# [Exercise objective]
Omit all images. Write out the rest of the material exactly.
━━━━━ Available data
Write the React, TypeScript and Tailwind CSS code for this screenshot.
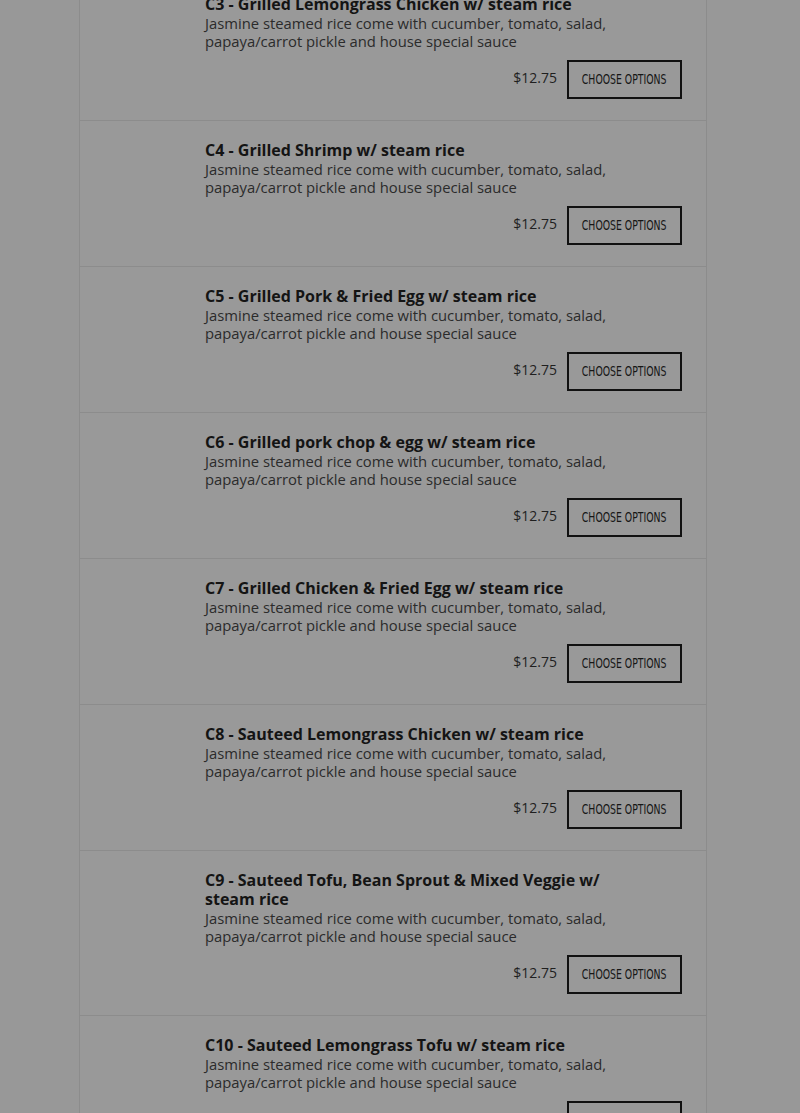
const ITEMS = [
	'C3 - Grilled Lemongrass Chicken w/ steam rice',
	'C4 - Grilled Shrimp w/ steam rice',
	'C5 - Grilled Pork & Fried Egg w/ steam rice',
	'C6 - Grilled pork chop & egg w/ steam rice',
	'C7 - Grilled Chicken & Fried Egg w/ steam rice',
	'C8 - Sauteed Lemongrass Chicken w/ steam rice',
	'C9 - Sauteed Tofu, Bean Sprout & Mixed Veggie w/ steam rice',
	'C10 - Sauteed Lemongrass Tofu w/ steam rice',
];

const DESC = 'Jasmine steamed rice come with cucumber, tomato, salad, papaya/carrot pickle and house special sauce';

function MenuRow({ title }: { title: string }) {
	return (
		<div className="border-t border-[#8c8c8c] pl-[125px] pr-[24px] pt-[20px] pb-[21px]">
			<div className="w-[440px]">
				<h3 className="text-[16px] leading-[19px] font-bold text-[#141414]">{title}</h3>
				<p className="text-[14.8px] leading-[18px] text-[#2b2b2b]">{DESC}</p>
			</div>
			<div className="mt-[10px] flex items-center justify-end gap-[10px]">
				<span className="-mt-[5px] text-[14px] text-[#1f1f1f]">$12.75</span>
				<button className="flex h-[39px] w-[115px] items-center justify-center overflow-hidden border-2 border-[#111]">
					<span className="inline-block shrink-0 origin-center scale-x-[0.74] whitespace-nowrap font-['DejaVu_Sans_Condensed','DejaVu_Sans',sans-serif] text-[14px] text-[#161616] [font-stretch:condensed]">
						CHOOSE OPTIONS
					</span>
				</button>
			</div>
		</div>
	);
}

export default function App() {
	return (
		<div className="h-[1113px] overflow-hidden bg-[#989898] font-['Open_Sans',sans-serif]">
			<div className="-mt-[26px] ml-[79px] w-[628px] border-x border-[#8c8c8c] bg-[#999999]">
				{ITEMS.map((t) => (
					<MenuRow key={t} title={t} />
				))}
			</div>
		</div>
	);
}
━━━━━━━━━━
# [Finished exercise]
Write the React, TypeScript and Tailwind CSS code for this screenshot.
const ITEMS = [
	'C3 - Grilled Lemongrass Chicken w/ steam rice',
	'C4 - Grilled Shrimp w/ steam rice',
	'C5 - Grilled Pork & Fried Egg w/ steam rice',
	'C6 - Grilled pork chop & egg w/ steam rice',
	'C7 - Grilled Chicken & Fried Egg w/ steam rice',
	'C8 - Sauteed Lemongrass Chicken w/ steam rice',
	'C9 - Sauteed Tofu, Bean Sprout & Mixed Veggie w/ steam rice',
	'C10 - Sauteed Lemongrass Tofu w/ steam rice',
];

const DESC = 'Jasmine steamed rice come with cucumber, tomato, salad, papaya/carrot pickle and house special sauce';

function MenuRow({ title }: { title: string }) {
	return (
		<div className="border-t border-[#8c8c8c] pl-[125px] pr-[24px] pt-[20px] pb-[21px]">
			<div className="w-[440px]">
				<h3 className="text-[16px] leading-[19px] font-bold text-[#141414]">{title}</h3>
				<p className="text-[14.8px] leading-[18px] text-[#2b2b2b]">{DESC}</p>
			</div>
			<div className="mt-[10px] flex items-center justify-end gap-[10px]">
				<span className="-mt-[5px] text-[14px] text-[#1f1f1f]">$12.75</span>
				<button className="flex h-[39px] w-[115px] items-center justify-center overflow-hidden border-2 border-[#111]">
					<span className="inline-block shrink-0 origin-center scale-x-[0.74] whitespace-nowrap font-['DejaVu_Sans_Condensed','DejaVu_Sans',sans-serif] text-[14px] text-[#161616] [font-stretch:condensed]">
						CHOOSE OPTIONS
					</span>
				</button>
			</div>
		</div>
	);
}

export default function App() {
	return (
		<div className="h-[1113px] overflow-hidden bg-[#989898] font-['Open_Sans',sans-serif]">
			<div className="-mt-[26px] ml-[79px] w-[628px] border-x border-[#8c8c8c] bg-[#999999]">
				{ITEMS.map((t) => (
					<MenuRow key={t} title={t} />
				))}
			</div>
		</div>
	);
}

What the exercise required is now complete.